EMMA: Thanks so much for putting on the hat of host and interviewing me this evening. It was great fun to be on the other side of the conversation. It took the pressure off me today.

BETH: I have enjoyed it enormously myself.

EMMA: Best wishes to everyone for a very, very happy new year and I look forward to hearing from everyone in the forum and on the Facebook page. Thank you again, Beth, for taking the helm.

BETH: And if I may say, as you always do to us, to your success!

EMMA: To your success as well.


I have enjoyed this interview series so much. I’m grateful to Emma for doing the original interview with me, and for allowing me to serialize it here on my blog. I urge you to check out the offerings linked below, and to come back in April when I’ll be running a brief series in which other people talk about their experiences with Emma’s teaching and editing expertise.

Just Write for Kids – 8 week online/home study course in writing picture books

Children’s Book Hub – subscription-based online “salon” with forum for writers and illustrators of children’s books, a plethora of resources, and monthly expert interviews and question and answer webinars

Children’s Book Hub Facebook Group – for writers, illustrators and editors of children’s books (published and emerging), free (but you have to request to become a member)

Emma’s Editing Services – manuscript evaluations, line edits, query critiques, one-on-one consultations, etc.


8 thoughts on “Thursdays with Emma Walton Hamilton — Interview Excerpt, part EIGHT”

  1. Great interview, Beth! I loved to read all Emma has to tell. Interesting and inspiring, even for a non-children’s-book-writer like me. Thank you so much for sharing it with us.

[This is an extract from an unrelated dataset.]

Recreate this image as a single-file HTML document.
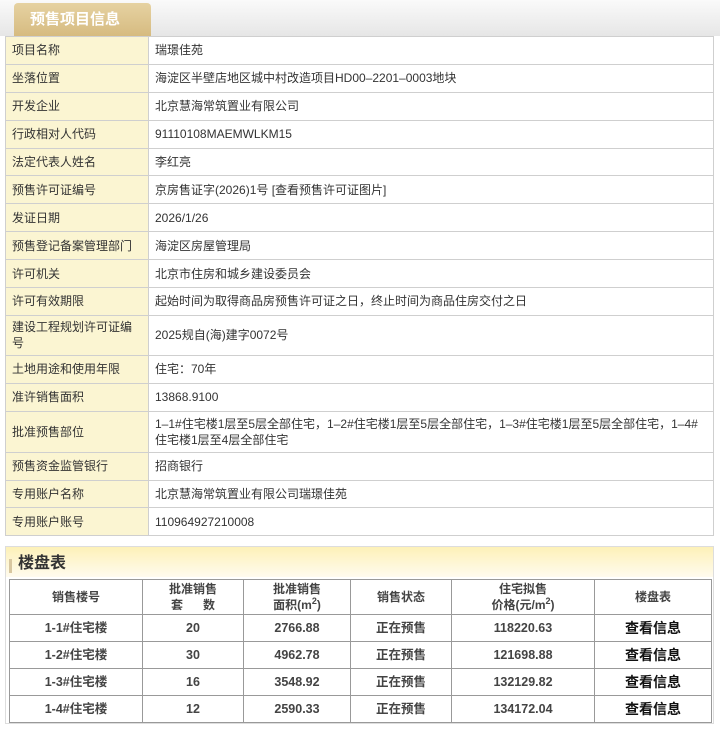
<!DOCTYPE html>
<html><head><meta charset="utf-8"><style>
*{box-sizing:border-box;margin:0;padding:0}
body{width:720px;height:731px;background:#fff;font-family:"Liberation Sans","Noto Sans CJK SC",sans-serif;color:#333;position:relative;overflow:hidden}
.top{position:absolute;left:0;top:0;width:720px;height:36px;background:linear-gradient(#fafafa,#e6e6e6)}
.tab{position:absolute;left:14px;top:3px;width:137px;height:33px;background:linear-gradient(#e6d2a2,#d6bb80);border-radius:4px 4px 0 0;color:#fff;font-weight:bold;font-size:15px;line-height:34px;padding-left:16px}
table{border-collapse:collapse}
.t1{position:absolute;left:5px;top:36px;width:709px;font-size:12px}
.t1 td{border:1px solid #cfcfcf;height:27.9px;padding:0 6px;line-height:16px}
.t1 td.l{background:#fbf5d2;width:143px}
.box{position:absolute;left:5px;top:546px;width:709px;height:178px;border:1px solid #ddd;background:#fff}
.bh{height:30px;background:linear-gradient(#fdf1b8,#fffbee);font-weight:bold;font-size:16px;color:#333;line-height:34px;padding-left:12px;position:relative}
.bh:before{content:"";position:absolute;left:3px;top:12px;width:3px;height:14px;background:#d8c7a0}
.t2{position:absolute;left:3px;top:32px;width:703px;font-size:12.5px;font-weight:bold;color:#444;text-align:center}
.t2 td{border:1px solid #999;height:27px;line-height:15px}
.t2 tr.h td{height:35px;font-size:12px;line-height:16px}
.t2 sup{font-size:9px;line-height:0}
.t2 .v{font-size:14px;color:#111}
</style></head><body>
<div class="top"><div class="tab">预售项目信息</div></div>
<table class="t1">
<tr><td class="l">项目名称</td><td>瑞璟佳苑</td></tr>
<tr><td class="l">坐落位置</td><td>海淀区半壁店地区城中村改造项目HD00–2201–0003地块</td></tr>
<tr><td class="l">开发企业</td><td>北京慧海常筑置业有限公司</td></tr>
<tr><td class="l">行政相对人代码</td><td>91110108MAEMWLKM15</td></tr>
<tr><td class="l">法定代表人姓名</td><td>李红亮</td></tr>
<tr><td class="l">预售许可证编号</td><td>京房售证字(2026)1号 [查看预售许可证图片]</td></tr>
<tr><td class="l">发证日期</td><td>2026/1/26</td></tr>
<tr><td class="l">预售登记备案管理部门</td><td>海淀区房屋管理局</td></tr>
<tr><td class="l">许可机关</td><td>北京市住房和城乡建设委员会</td></tr>
<tr><td class="l">许可有效期限</td><td>起始时间为取得商品房预售许可证之日，终止时间为商品住房交付之日</td></tr>
<tr><td class="l" style="height:40px">建设工程规划许可证编号</td><td>2025规自(海)建字0072号</td></tr>
<tr><td class="l">土地用途和使用年限</td><td>住宅：70年</td></tr>
<tr><td class="l">准许销售面积</td><td>13868.9100</td></tr>
<tr><td class="l" style="height:41px">批准预售部位</td><td>1–1#住宅楼1层至5层全部住宅，1–2#住宅楼1层至5层全部住宅，1–3#住宅楼1层至5层全部住宅，1–4#住宅楼1层至4层全部住宅</td></tr>
<tr><td class="l">预售资金监管银行</td><td>招商银行</td></tr>
<tr><td class="l">专用账户名称</td><td>北京慧海常筑置业有限公司瑞璟佳苑</td></tr>
<tr><td class="l">专用账户账号</td><td>110964927210008</td></tr>
</table>
<div class="box"><div class="bh">楼盘表</div>
<table class="t2">
<tr class="h"><td style="width:133px">销售楼号</td><td style="width:101px">批准销售<br>套&nbsp;&nbsp;&nbsp;&nbsp;&nbsp;&nbsp;数</td><td style="width:107px">批准销售<br>面积(m<sup>2</sup>)</td><td style="width:101px">销售状态</td><td style="width:143px">住宅拟售<br>价格(元/m<sup>2</sup>)</td><td>楼盘表</td></tr>
<tr><td>1-1#住宅楼</td><td>20</td><td>2766.88</td><td>正在预售</td><td>118220.63</td><td class="v">查看信息</td></tr>
<tr><td>1-2#住宅楼</td><td>30</td><td>4962.78</td><td>正在预售</td><td>121698.88</td><td class="v">查看信息</td></tr>
<tr><td>1-3#住宅楼</td><td>16</td><td>3548.92</td><td>正在预售</td><td>132129.82</td><td class="v">查看信息</td></tr>
<tr><td>1-4#住宅楼</td><td>12</td><td>2590.33</td><td>正在预售</td><td>134172.04</td><td class="v">查看信息</td></tr>
</table></div>
</body></html>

  2. Even though I heard the series, it’s nice to be able to read it again. And, I’ll always know where to find it. You did a lovely job with the interview Beth.

  3. I’m so glad you put this into weekly print sections, Beth. The interview is so illuminating and I still haven’t read all of it (I missed a couple sections in the middle) so it’s great to know I can go back and read the rest when I have a minute. Thanks for a wonderful interview!